Exercise objective: Pick out each line in these entries that contains the string "this".

Extracted entries:

________________________________________

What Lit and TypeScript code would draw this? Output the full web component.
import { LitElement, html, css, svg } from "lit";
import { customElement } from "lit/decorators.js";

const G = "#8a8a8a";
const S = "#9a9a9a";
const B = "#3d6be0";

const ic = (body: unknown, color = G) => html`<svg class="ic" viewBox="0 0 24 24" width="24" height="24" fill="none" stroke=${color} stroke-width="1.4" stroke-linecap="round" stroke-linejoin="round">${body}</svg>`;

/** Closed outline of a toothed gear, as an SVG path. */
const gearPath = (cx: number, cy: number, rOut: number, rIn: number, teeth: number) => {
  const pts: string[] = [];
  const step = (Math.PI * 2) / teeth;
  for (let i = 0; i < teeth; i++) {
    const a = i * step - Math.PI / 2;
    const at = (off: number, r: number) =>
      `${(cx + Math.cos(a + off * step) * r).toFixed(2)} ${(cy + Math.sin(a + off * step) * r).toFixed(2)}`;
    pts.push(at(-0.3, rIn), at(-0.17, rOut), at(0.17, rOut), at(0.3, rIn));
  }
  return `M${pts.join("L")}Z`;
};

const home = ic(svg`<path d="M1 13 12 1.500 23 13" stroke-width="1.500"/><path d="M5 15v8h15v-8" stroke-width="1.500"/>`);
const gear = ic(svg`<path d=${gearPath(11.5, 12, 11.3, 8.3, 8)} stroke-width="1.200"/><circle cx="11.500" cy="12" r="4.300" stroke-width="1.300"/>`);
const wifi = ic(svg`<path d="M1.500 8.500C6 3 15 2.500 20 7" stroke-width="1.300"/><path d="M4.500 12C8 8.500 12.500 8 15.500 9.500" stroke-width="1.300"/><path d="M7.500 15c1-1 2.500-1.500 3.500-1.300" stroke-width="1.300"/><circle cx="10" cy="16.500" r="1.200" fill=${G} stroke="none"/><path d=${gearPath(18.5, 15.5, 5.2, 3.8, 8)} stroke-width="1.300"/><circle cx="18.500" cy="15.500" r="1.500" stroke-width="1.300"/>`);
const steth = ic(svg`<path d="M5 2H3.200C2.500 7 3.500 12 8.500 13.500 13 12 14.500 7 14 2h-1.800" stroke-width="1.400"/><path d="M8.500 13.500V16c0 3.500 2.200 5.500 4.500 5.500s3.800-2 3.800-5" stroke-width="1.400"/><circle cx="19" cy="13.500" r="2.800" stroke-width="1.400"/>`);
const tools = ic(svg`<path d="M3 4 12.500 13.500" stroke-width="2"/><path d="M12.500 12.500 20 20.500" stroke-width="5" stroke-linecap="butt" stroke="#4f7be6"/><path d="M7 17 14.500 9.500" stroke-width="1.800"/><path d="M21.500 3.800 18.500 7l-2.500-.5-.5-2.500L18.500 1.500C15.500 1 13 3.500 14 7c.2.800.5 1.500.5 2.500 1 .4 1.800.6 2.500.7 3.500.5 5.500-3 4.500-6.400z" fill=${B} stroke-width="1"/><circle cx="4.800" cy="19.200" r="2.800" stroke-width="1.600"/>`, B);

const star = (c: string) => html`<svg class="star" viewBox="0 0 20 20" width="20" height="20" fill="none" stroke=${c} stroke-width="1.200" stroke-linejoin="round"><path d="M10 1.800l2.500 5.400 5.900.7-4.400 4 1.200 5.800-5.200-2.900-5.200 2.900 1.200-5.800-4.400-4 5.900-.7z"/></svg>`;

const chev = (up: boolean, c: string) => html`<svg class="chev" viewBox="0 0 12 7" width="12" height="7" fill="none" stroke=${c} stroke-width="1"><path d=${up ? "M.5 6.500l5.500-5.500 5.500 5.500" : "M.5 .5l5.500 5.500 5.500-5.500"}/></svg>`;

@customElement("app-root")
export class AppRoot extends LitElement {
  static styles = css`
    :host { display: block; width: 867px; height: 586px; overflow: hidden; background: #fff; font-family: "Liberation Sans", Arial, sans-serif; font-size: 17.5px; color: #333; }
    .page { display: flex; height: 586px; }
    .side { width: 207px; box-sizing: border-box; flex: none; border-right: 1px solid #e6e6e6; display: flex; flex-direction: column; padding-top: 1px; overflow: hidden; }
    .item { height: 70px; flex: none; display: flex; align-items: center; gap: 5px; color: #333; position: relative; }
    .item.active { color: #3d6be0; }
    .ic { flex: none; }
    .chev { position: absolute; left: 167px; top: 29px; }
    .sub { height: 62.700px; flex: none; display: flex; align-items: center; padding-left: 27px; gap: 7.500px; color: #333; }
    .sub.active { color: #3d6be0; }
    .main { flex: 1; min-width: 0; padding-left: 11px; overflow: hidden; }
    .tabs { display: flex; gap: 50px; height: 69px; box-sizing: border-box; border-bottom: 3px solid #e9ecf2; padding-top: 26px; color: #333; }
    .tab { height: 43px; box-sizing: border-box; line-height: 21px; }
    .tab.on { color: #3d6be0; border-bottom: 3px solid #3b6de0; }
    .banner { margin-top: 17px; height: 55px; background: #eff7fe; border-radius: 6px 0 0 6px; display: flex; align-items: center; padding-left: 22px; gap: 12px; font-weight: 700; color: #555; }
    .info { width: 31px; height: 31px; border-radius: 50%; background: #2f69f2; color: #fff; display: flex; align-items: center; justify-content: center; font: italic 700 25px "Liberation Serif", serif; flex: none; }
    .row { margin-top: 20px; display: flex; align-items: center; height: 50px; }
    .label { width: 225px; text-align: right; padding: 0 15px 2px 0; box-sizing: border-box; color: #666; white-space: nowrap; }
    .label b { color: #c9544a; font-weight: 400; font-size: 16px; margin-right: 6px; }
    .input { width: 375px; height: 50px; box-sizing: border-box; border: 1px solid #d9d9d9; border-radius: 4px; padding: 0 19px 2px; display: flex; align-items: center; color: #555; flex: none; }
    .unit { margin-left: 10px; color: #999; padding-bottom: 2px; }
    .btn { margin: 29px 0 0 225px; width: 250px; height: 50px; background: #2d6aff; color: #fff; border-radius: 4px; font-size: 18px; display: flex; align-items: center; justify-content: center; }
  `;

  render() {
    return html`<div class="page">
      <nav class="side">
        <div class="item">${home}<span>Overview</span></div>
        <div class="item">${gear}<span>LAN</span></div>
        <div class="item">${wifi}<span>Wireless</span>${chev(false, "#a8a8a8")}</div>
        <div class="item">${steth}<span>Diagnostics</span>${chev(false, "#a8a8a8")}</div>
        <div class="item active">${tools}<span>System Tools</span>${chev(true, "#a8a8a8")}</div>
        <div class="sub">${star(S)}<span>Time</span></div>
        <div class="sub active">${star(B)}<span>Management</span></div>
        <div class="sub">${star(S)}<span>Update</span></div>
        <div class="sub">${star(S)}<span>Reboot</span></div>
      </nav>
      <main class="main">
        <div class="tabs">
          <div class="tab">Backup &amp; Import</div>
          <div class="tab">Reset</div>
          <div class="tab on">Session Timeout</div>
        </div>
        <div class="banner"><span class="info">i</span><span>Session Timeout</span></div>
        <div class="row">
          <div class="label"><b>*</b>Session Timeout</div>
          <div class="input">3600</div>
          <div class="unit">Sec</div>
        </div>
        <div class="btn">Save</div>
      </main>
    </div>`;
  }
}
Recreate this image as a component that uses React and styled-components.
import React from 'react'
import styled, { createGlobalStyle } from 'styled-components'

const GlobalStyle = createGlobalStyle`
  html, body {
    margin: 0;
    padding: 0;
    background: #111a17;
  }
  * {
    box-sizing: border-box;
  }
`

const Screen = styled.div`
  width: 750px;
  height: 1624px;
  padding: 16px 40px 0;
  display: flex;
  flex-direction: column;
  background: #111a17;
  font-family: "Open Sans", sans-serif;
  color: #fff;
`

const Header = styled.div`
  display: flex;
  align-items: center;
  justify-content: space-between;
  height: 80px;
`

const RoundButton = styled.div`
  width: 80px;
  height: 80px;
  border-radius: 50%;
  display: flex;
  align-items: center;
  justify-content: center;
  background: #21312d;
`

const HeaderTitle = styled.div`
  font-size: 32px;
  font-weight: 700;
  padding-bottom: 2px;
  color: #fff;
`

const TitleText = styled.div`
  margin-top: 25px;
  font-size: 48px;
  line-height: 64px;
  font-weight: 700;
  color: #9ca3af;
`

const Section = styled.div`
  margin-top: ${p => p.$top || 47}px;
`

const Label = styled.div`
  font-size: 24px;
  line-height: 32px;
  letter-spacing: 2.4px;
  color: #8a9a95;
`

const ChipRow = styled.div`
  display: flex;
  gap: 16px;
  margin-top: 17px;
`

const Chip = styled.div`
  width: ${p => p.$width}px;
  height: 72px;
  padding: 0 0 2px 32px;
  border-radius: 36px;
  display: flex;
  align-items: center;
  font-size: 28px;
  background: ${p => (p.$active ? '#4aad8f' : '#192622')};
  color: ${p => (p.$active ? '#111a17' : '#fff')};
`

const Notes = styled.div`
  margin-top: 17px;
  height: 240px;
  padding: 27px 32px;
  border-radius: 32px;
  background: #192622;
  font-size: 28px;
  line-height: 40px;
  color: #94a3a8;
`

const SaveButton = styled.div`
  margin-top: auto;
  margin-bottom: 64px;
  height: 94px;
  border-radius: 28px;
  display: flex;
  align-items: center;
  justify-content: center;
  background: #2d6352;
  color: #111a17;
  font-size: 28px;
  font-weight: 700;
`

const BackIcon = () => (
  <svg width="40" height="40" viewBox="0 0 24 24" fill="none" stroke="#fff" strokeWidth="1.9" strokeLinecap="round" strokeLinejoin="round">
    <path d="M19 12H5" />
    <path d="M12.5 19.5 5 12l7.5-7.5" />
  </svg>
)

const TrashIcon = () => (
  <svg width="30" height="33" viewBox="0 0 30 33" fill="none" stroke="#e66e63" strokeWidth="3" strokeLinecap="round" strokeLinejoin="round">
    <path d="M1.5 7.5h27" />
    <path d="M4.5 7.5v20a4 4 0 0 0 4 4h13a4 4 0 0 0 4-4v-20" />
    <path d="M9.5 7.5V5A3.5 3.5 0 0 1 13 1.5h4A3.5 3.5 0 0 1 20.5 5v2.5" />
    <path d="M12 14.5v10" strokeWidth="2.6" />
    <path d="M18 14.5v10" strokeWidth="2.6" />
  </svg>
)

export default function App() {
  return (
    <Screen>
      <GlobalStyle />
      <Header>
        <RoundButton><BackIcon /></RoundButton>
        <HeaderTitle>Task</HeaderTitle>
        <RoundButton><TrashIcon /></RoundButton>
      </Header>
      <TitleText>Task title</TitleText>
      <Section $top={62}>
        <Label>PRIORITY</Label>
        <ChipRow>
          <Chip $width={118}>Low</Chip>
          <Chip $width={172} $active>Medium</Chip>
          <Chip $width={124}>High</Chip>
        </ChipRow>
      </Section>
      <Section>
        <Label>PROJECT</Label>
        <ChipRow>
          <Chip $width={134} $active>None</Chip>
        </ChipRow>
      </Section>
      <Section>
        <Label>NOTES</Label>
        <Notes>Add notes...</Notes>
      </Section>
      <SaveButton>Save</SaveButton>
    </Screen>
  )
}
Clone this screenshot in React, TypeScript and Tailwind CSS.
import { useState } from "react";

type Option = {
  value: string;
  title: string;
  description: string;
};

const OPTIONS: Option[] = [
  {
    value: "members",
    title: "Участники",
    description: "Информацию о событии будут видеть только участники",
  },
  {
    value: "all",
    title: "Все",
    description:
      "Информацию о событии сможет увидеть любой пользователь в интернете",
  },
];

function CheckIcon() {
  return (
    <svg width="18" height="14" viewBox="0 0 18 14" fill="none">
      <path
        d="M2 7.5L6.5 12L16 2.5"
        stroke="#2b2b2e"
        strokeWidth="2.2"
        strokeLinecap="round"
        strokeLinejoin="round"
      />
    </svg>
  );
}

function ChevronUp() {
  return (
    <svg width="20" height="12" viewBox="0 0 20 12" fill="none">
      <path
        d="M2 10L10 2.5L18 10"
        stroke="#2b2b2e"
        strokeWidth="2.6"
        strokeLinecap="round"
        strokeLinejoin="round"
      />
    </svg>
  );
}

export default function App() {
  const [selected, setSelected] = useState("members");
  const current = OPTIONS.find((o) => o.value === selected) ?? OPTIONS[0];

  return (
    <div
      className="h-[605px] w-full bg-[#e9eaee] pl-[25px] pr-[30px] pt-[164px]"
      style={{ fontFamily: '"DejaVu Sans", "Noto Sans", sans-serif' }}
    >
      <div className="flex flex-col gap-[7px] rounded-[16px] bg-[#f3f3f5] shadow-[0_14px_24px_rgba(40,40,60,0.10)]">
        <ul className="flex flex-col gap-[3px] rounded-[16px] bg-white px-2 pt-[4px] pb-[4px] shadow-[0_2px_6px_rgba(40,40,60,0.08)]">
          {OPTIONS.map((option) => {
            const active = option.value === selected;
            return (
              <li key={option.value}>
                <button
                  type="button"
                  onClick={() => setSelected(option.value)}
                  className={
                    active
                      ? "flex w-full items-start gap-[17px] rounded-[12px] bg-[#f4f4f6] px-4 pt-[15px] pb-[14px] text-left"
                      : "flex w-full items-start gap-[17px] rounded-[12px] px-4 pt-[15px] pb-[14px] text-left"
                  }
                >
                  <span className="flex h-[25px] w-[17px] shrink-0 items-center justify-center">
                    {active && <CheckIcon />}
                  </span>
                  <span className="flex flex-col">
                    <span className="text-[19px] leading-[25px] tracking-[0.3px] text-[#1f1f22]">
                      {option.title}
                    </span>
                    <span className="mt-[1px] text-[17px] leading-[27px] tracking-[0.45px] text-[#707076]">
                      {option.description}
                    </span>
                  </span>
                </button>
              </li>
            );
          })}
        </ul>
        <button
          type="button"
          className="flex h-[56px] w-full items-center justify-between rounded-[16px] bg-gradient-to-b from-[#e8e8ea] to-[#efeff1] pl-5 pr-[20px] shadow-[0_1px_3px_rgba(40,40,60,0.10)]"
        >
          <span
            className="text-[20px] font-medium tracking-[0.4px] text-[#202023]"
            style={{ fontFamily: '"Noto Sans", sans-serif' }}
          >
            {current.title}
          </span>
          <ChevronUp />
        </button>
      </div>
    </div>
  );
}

________________________________________

Expected answer:
What Lit and TypeScript code would draw this? Output the full web component.
Recreate this image as a component that uses React and styled-components.
Clone this screenshot in React, TypeScript and Tailwind CSS.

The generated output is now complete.